Monday 21 March 2011

Open letter to little nut brown hare(s).

My mother used to hold her hand up and say: like all my fingers are different, all my children are different. But I love you all the same.
Like time lapse photography, accelerate forward at warp speed... I don't love my two the same. Because they are not the same.
I love them each with a deep and vast love, sometimes quiet, sometimes screamingly loud. I feel myself to be profoundly connected to each, but differently. I realize this is a landmine I'm traversing, but I trust in my history with each of them. I've been there from the beginning; First to hold them, kiss them, love them blind. Each is becoming such a very interesting adult person. There is much in each that reflects both mother and father, though not in equal measure. Of course, the best is that which is entirely their very own.
At this point, I have ceased to referee, interject, defend or accuse. My goal is to one day stop sitting in judgement, or at least to pass judgement in a gentler, subtler way.
I have often said to have a sibling is to have the greatest gift parents can provide.
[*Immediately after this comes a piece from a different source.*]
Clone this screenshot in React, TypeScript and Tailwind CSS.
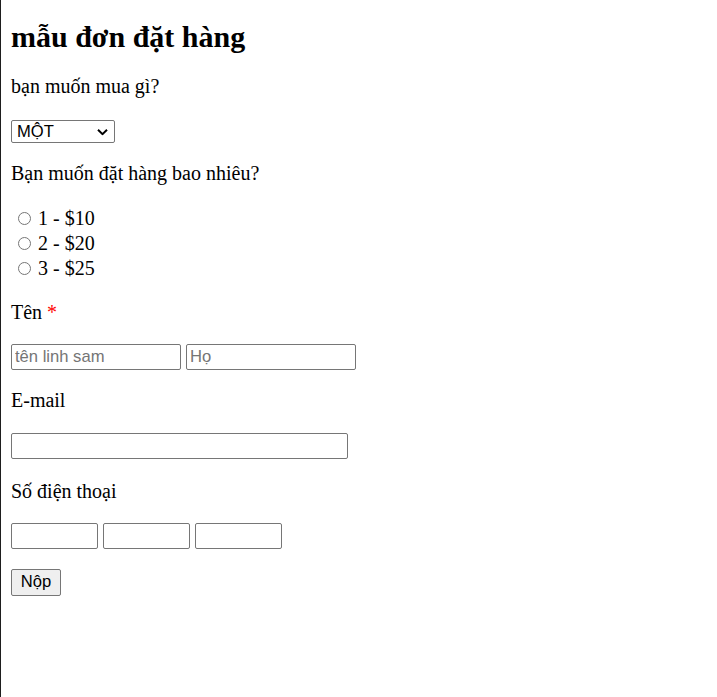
export default function App() {
  const field =
    "h-[26px] rounded-[2px] border border-[#767676] bg-white px-[3px] font-['Liberation_Sans',Arial,sans-serif] text-[16.6px] text-black placeholder:text-[#757575] outline-none";

  return (
    <div className="min-h-[697px] border-l border-[#1e1e1e] bg-white px-[10px] pt-[20px] font-['Liberation_Serif','Times_New_Roman',serif] text-[20px] text-black">
      <h1 className="text-[30px] leading-[34px] font-bold">mẫu đơn đặt hàng</h1>

      <p className="mt-[21px] leading-[23px]">bạn muốn mua gì?</p>

      <div className="relative mt-[22px] w-[104px]">
        <select
          defaultValue="1"
          className="block h-[23px] w-[104px] appearance-none rounded-[2px] border border-[#767676] bg-white pl-[5px] font-['Liberation_Sans',Arial,sans-serif] text-[16.6px] leading-[21px] text-black outline-none"
        >
          <option value="1">MỘT</option>
          <option value="2">HAI</option>
          <option value="3">BA</option>
        </select>
        <svg
          className="pointer-events-none absolute top-1/2 right-[7px] -translate-y-1/2"
          width="11"
          height="7"
          viewBox="0 0 11 7"
        >
          <path d="M1 1.2 L5.5 5.6 L10 1.2" fill="none" stroke="#000" strokeWidth="2" />
        </svg>
      </div>

      <p className="mt-[19px] leading-[23px]">Bạn muốn đặt hàng bao nhiêu?</p>

      <div className="mt-[21px]">
        {["1 - $10", "2 - $20", "3 - $25"].map((label) => (
          <label key={label} className="flex h-[25px] items-center">
            <input
              type="radio"
              name="qty"
              className="m-0 ml-[7px] h-[13px] w-[13px] appearance-none rounded-full border border-[#767676] bg-white"
            />
            <span className="ml-[7px] leading-[25px]">{label}</span>
          </label>
        ))}
      </div>

      <p className="mt-[20px] leading-[23px]">
        Tên <span className="text-[#ff0000]">*</span>
      </p>

      <div className="mt-[20px] flex gap-[5px]">
        <input type="text" placeholder="tên linh sam" className={`${field} w-[170px]`} />
        <input type="text" placeholder="Họ" className={`${field} w-[170px]`} />
      </div>

      <p className="mt-[19px] leading-[23px]">E-mail</p>

      <input type="email" className={`${field} mt-[21px] block w-[337px]`} />

      <p className="mt-[21px] leading-[23px]">Số điện thoại</p>

      <div className="mt-[20px] flex gap-[5px]">
        <input type="text" className={`${field} w-[87px]`} />
        <input type="text" className={`${field} w-[87px]`} />
        <input type="text" className={`${field} w-[87px]`} />
      </div>

      <button
        type="submit"
        className="mt-[20px] block h-[27px] w-[50px] rounded-[2px] border border-[#767676] bg-[#efefef] font-['Liberation_Sans',Arial,sans-serif] text-[16.6px] text-black"
      >
        Nộp
      </button>
    </div>
  );
}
It is the closest you will get to that blind love, beyond me. It will outlive me (I pray), and survive their whole lives. It will be theirs alone, always. It will be in a different pocket,apart from spouses, or whatever else life can bring, joy or grief, like a twenty dollar bill you forgot you always keep for emergencies.

So its not about questioning my love or devotion or loyalty to one or the other. That's as certain as breathing for me. They have that, and each other, too.